The vet sent me home with 'terminal' cat and said that we 'as a family ' would need time to adjust [true] and that when we couldn't stand the suffering any longer to come back. So grim, I would almost have preferred if the 'choice' element had been removed [along with the responsibility] then I'd have had someone else to blame.
[pop along and pick up your award]
Best wishes

The Anti-Wife said...

Precie,
I'm not sure if I can last for 6 months. Hopefully after the initial shock wears off I'll get used to it.

Bernita,
Libra - all about balance and weighing things. I can see the pros and cons in all of it. Sucks doesn't it?

Maddy,
I too wish someone would just chose for me. My last dog had a serious seizure in the middle of the night, we were at the vet at 8 am the next morning, he gave me my options and a recommendation and it was a quick and easy decision to let her go. She was gone by 11 am. It was incredibly painful for me, but it was quick. 3 to 6 months seems like a very long time right now.

Merry Jelinek said...

Anti-Wife,

I'm so sorry that you and your Rosie are having such a hard time. Don't worry about being selfish, just reading your posts anyone can see that your top concern is for Rosie's happiness and well being.
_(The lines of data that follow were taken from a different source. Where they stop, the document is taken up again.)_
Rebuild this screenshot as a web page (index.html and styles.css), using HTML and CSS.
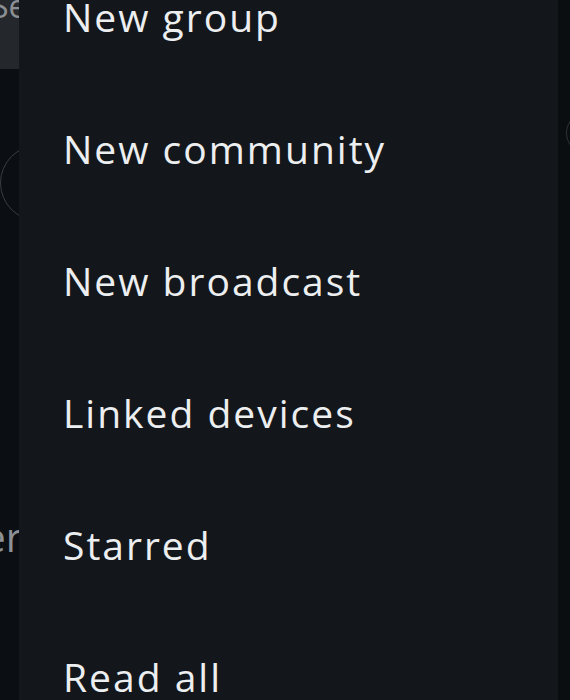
FILE: index.html
```html
<!DOCTYPE html>
<html>
<head>
<meta charset="utf-8">
<link rel="stylesheet" href="styles.css">
</head>
<body>
<div class="screen">
  <div class="side-left">
    <div class="search"><span class="search-text">Search</span></div>
    <div class="avatar"></div>
    <div class="label-er">Archiver</div>
  </div>
  <div class="menu">
    <ul class="menu-list">
      <li class="menu-item">New group</li>
      <li class="menu-item">New community</li>
      <li class="menu-item">New broadcast</li>
      <li class="menu-item">Linked devices</li>
      <li class="menu-item">Starred</li>
      <li class="menu-item">Read all</li>
    </ul>
  </div>
  <div class="side-right">
    <div class="avatar-right"></div>
  </div>
</div>
</body>
</html>
```

FILE: styles.css
```css
html, body {
  margin: 0;
  padding: 0;
  background: #0b0e12;
}
.screen {
  display: flex;
  width: 570px;
  height: 700px;
  overflow: hidden;
  font-family: "Open Sans", "Noto Sans", sans-serif;
}
.side-left {
  width: 19px;
  flex: none;
  overflow: hidden;
  position: relative;
  background: #0b0e12;
}
.search {
  height: 69px;
  background: #24272b;
  position: relative;
  overflow: hidden;
}
.search-text {
  position: absolute;
  left: -9px;
  top: -14px;
  width: 28px;
  overflow: hidden;
  font-size: 32px;
  line-height: 40px;
  color: #8c8f93;
  white-space: nowrap;
}
.avatar {
  position: absolute;
  left: 0;
  top: 145px;
  width: 74px;
  height: 74px;
  border: 1.5px solid #3a3d41;
  border-radius: 50%;
}
.label-er {
  position: absolute;
  right: -3px;
  top: 510px;
  font-size: 40px;
  line-height: 54px;
  color: #8d9196;
  white-space: nowrap;
}
.menu {
  flex: 1;
  background: #13171b;
  overflow: hidden;
}
.menu-list {
  list-style: none;
  margin: -49px 0 0 0;
  padding: 0 0 0 44px;
}
.menu-item {
  height: 132px;
  line-height: 132px;
  font-size: 39px;
  letter-spacing: 2px;
  color: #eceef0;
  white-space: nowrap;
}
.side-right {
  width: 12px;
  flex: none;
  position: relative;
  overflow: hidden;
  background: #0a0e11;
}
.avatar-right {
  position: absolute;
  left: 8px;
  top: 112px;
  width: 40px;
  height: 40px;
  border: 1.5px solid #2e3236;
  border-radius: 50%;
}
```
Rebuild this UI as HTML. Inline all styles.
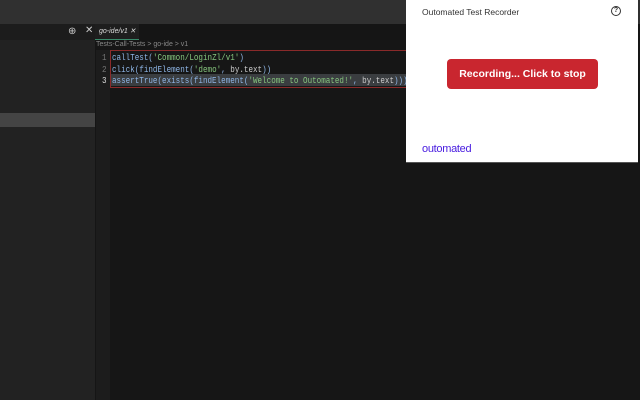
<!DOCTYPE html>
<html><head><style>
*{margin:0;padding:0;box-sizing:border-box}
body{width:640px;height:400px;overflow:hidden;background:#161616;position:relative;font-family:"Liberation Sans",sans-serif}
.abs{position:absolute}
.code{font-family:"Liberation Mono",monospace;font-size:9.6px;line-height:11.7px;white-space:pre;transform-origin:0 0;transform:scaleX(0.79)}
</style></head><body>
<div class="abs" style="left:0;top:0;width:640px;height:24px;background:#303030"></div>
<div class="abs" style="left:0;top:24px;width:95px;height:16px;background:#1c1c1c"></div>
<div class="abs" style="left:95px;top:24px;width:545px;height:16px;background:#151515"></div>
<div class="abs" style="left:68px;top:26px;color:#ccc;font-size:10px">⊕</div>
<div class="abs" style="left:85px;top:25px;color:#ccc;font-size:10px">✕</div>
<div class="abs" style="left:95px;top:24px;width:44px;height:16px;background:#1e1e1e;border-bottom:1px solid #3a8a6a"></div>
<div class="abs" style="left:99px;top:27px;color:#ddd;font-size:7px;font-style:italic">go-ide/v1 ✕</div>
<div class="abs" style="left:0;top:40px;width:95px;height:360px;background:#222"></div>
<div class="abs" style="left:0;top:113px;width:95px;height:14px;background:#444"></div>
<div class="abs" style="left:95px;top:40px;width:1px;height:360px;background:#151515"></div>
<div class="abs" style="left:96px;top:50px;width:14px;height:350px;background:#1c1c1c"></div>
<div class="abs" style="left:96px;top:41px;color:#888;font-size:7px">Tests-Call-Tests &gt; go-ide &gt; v1</div>
<div class="abs" style="left:110px;top:50px;width:296px;height:38px;border:1px solid #8a2a2a;border-right:none"></div>
<div class="abs" style="left:111px;top:74px;width:295px;height:12px;background:#3a3d40"></div>
<div class="abs code" style="left:102px;top:52px;color:#777">1
2
<span style="color:#ddd">3</span></div>
<div class="abs code" style="left:112px;top:52px;color:#8fb6e6">callTest(<span style="color:#86c67e">'Common/LoginZl/v1'</span>)
click(findElement(<span style="color:#86c67e">'demo'</span>, <span style="color:#ccc">by.text</span>))
assertTrue(exists(findElement(<span style="color:#86c67e">'Welcome to Outomated!'</span>, <span style="color:#ccc">by.text</span>)))</div>
<div class="abs" style="left:406px;top:0;width:232px;height:163px;background:#fff;border-bottom:1px solid #555"></div>
<div class="abs" style="left:422px;top:7px;font-size:8.5px;color:#333">Outomated Test Recorder</div>
<div class="abs" style="left:611px;top:6px;width:10px;height:10px;border:1px solid #333;border-radius:50%;font-size:7px;line-height:8px;text-align:center;color:#333;font-weight:bold">?</div>
<div class="abs" style="left:447px;top:59px;width:151px;height:30px;background:#c9262f;border-radius:4px;color:#fff;font-weight:bold;font-size:10.5px;line-height:30px;text-align:center">Recording... Click to stop</div>
<div class="abs" style="left:422px;top:143px;font-size:11px;color:#4a1ee0;letter-spacing:-0.3px">outomated</div>
</body></html>
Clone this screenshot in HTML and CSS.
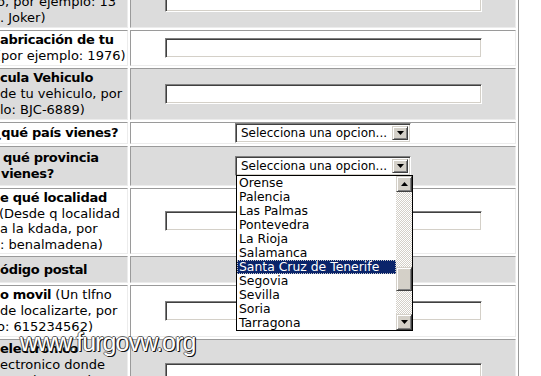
FILE: index.html
```html
<!DOCTYPE html>
<html lang="es">
<head>
<meta charset="utf-8">
<title>Formulario</title>
<link rel="stylesheet" href="styles.css">
</head>
<body>
<table class="form">
  <tr class="g">
    <td class="lbl"><b class="ln">Modelo de tu furgo</b><span class="ln s3">o, por ejemplo: 13</span><span class="ln">. Joker)</span></td>
    <td class="fld"><input type="text" class="txt"></td>
  </tr>
  <tr>
    <td class="lbl"><b class="ln">abricación de tu</b><span class="ln s4">(por ejemplo: 1976)</span></td>
    <td class="fld"><input type="text" class="txt"></td>
  </tr>
  <tr class="g">
    <td class="lbl"><b class="ln">cula Vehiculo</b><span class="ln">de tu vehiculo, por</span><span class="ln">lo: BJC-6889)</span></td>
    <td class="fld"><input type="text" class="txt"></td>
  </tr>
  <tr>
    <td class="lbl"><b class="ln s6">¿qué país vienes?</b></td>
    <td class="fld tight"><div class="sel"><span class="sel-txt">Selecciona una opcion...</span><span class="btn"><svg width="7" height="4" viewBox="0 0 7 4"><path d="M0 0H7L3.5 4Z"/></svg></span></div></td>
  </tr>
  <tr class="g">
    <td class="lbl pad3"><b class="ln p3">qué provincia</b><b class="ln p1">vienes?</b></td>
    <td class="fld tight">
      <div class="sel"><span class="sel-txt">Selecciona una opcion...</span><span class="btn"><svg width="7" height="4" viewBox="0 0 7 4"><path d="M0 0H7L3.5 4Z"/></svg></span>
        <div class="list">
          <div class="opts">
            <div class="opt">Orense</div>
            <div class="opt">Palencia</div>
            <div class="opt">Las Palmas</div>
            <div class="opt">Pontevedra</div>
            <div class="opt">La Rioja</div>
            <div class="opt">Salamanca</div>
            <div class="opt on">Santa Cruz de Tenerife</div>
            <div class="opt">Segovia</div>
            <div class="opt">Sevilla</div>
            <div class="opt">Soria</div>
            <div class="opt">Tarragona</div>
          </div>
          <div class="sb">
            <span class="btn sb-btn"><svg width="7" height="4" viewBox="0 0 7 4"><path d="M0 4H7L3.5 0Z"/></svg></span>
            <span class="sb-gap"></span>
            <span class="btn sb-thumb"></span>
            <span class="sb-rest"></span>
            <span class="btn sb-btn"><svg width="7" height="4" viewBox="0 0 7 4"><path d="M0 0H7L3.5 4Z"/></svg></span>
          </div>
        </div>
      </div>
    </td>
  </tr>
  <tr>
    <td class="lbl l155"><b class="ln">e qué localidad</b><span class="ln s1">(Desde q localidad</span><span class="ln">a la kdada, por</span><span class="ln">: benalmadena)</span></td>
    <td class="fld"><input type="text" class="txt"></td>
  </tr>
  <tr class="g">
    <td class="lbl pad5"><b class="ln">ódigo postal</b></td>
    <td class="fld"></td>
  </tr>
  <tr>
    <td class="lbl"><span class="ln"><b>o movil</b> (Un tlfno</span><span class="ln">de localizarte, por</span><span class="ln s3">o: 615234562)</span></td>
    <td class="fld"><input type="text" class="txt"></td>
  </tr>
  <tr class="g">
    <td class="lbl"><b class="ln">electronico</b><span class="ln">ectronico donde</span><span class="ln">te avisemos de</span><span class="ln">la kdada)</span></td>
    <td class="fld"><input type="text" class="txt"></td>
  </tr>
</table>
<div class="wm">www.furgovw.org</div>
</body>
</html>
```
FILE: styles.css
```css
html, body {
  margin: 0;
  padding: 0;
  background: #fff;
  overflow: hidden;
}
body {
  position: relative;
  width: 541px;
  height: 376px;
  font-family: "DejaVu Sans", Verdana, sans-serif;
  font-size: 13px;
  color: #000;
}
.form {
  table-layout: fixed;
  width: 529px;
  border-collapse: separate;
  border-spacing: 2px;
  border: 1px solid;
  border-color: #e8e8e8 #9a9a9a #9a9a9a #e8e8e8;
  margin: -27px 0 0 -10px;
}
.form td {
  border: 1px solid;
  border-color: #9a9a9a #ececec #ececec #9a9a9a;
  line-height: 16px;
  vertical-align: middle;
}
.form tr.g td {
  background: #dcdcdc;
}
.lbl {
  width: 127px;
  padding: 1px 0 1px 6px;
  text-align: left;
}
.lbl b { letter-spacing: -0.3px; }
.lbl.pad3 { padding-top: 3px; padding-bottom: 3px; }
.lbl.pad5 { padding-top: 5px; padding-bottom: 4px; }
.lbl.l155 { line-height: 15.5px; }
.ln {
  display: block;
  white-space: nowrap;
}
.s1 { margin-left: -1px; }
.s3 { margin-left: -3px; }
.s4 { margin-left: -4px; }
.s6 { margin-left: -6px; }
.p1 { margin-left: 1px; }
.p3 { margin-left: 3px; }
.fld {
  width: 382px;
  padding: 1px;
  text-align: center;
}
.fld.tight { padding: 0 1px; }
.txt {
  display: block;
  box-sizing: border-box;
  width: 317px;
  height: 20px;
  margin: 0 auto;
  padding: 0;
  border: 1px solid;
  border-color: #808080 #fff #fff #808080;
  box-shadow: inset 1px 1px 0 #404040, inset -1px -1px 0 #d4d0c8;
  background: #fff;
  outline: none;
}
.sel {
  position: relative;
  box-sizing: border-box;
  width: 176px;
  height: 20px;
  margin: 0 auto;
  padding: 2px;
  display: flex;
  align-items: stretch;
  background: #fff;
  border: 1px solid;
  border-color: #808080 #fff #fff #808080;
  box-shadow: inset 1px 1px 0 #404040, inset -1px -1px 0 #d4d0c8;
  font-size: 12px;
  line-height: 14px;
  text-align: left;
}
.sel-txt {
  flex: 1;
  padding-left: 3px;
  white-space: nowrap;
  overflow: hidden;
}
.btn {
  box-sizing: border-box;
  width: 16px;
  display: flex;
  align-items: center;
  justify-content: center;
  background: #d4d0c8;
  border: 1px solid;
  border-color: #d4d0c8 #404040 #404040 #d4d0c8;
  box-shadow: inset 1px 1px 0 #fff, inset -1px -1px 0 #808080;
}
.btn svg { display: block; fill: #000; }
.list {
  position: absolute;
  top: 100%;
  left: 0;
  z-index: 5;
  box-sizing: border-box;
  width: 177px;
  height: 156px;
  display: flex;
  border: 1px solid #000;
  background: #fff;
}
.opts {
  flex: 1;
  padding-top: 0;
}
.opt {
  height: 14px;
  line-height: 14px;
  padding-left: 2px;
  font-size: 12.4px;
  white-space: nowrap;
}
.opt.on {
  background: #0a246a;
  color: #fff;
  outline: 1px dotted #c8c8c8;
  outline-offset: -1px;
}
.sb {
  width: 16px;
  display: flex;
  flex-direction: column;
  background-color: #fff;
  background-image: repeating-conic-gradient(#d4d0c8 0 25%, #fff 0 50%);
  background-size: 2px 2px;
}
.sb-btn { height: 16px; flex: none; }
.sb-gap { height: 75px; flex: none; }
.sb-thumb { height: 24px; flex: none; }
.sb-rest { flex: 1; }
.wm {
  position: absolute;
  left: 20px;
  top: 328px;
  font-family: "Liberation Sans", Arial, sans-serif;
  font-size: 25px;
  letter-spacing: -0.9px;
  color: #fff;
  text-shadow: 1px 1px 0 #111, -1px 0 0 #666, 0 -1px 0 #666, 1px 0 0 #333;
  white-space: nowrap;
}
```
I can't say that I've had this dilemma, though my mom in law breeds Norweigan Elkhounds and has been through everything in a dog's life you can go through - no matter how many you have you love them each no bounds... She's had a few with health issues towards the end of their lives and it becomes a wait and see. When the dog shows signs of being in pain and quality of life is no longer there, that's when she takes them in. Until then she showers them with treats and cares for them as long as she can.

Hope that helps some. Take care, and give Rosie a belly rub for me.

sex scenes at starbucks said...

I've been there too, with my cat. Stephen is right. You'll know.

In the meantime, enjoy the heck out her and know that she's happiest with you.

Church Lady said...

It's Sunday night. You're in my thoughts. Hope you and Rosie are okay.

Bernita said...

And I'd like to add I believe doggies do go to heaven.
Heaven could not/would not shut out love.

The Anti-Wife said...

I think doggies are heaven. How else could they give you all that unconditional love.

I'm coming to terms with this whole thing now. Should be back to normal very soon.

Maya Reynolds said...

S: Stephen was right. You'll know when the time is right, and you'll do the right thing.

Selfish doesn't enter into it. If you were selfish, you wouldn't be posting these messages.

You've already told us. The pact between you and Rosie was simple. She gave you love and trusted you to care for her. You're doing that.

You and she are in my thoughts and prayers.

wordtryst said...

I'm really sorry to hear this. I'd ditto Stephen as well - you know her best, so you'll know when it's time to do what you must for her. I know it's not a simple matter, but you'll do the right thing.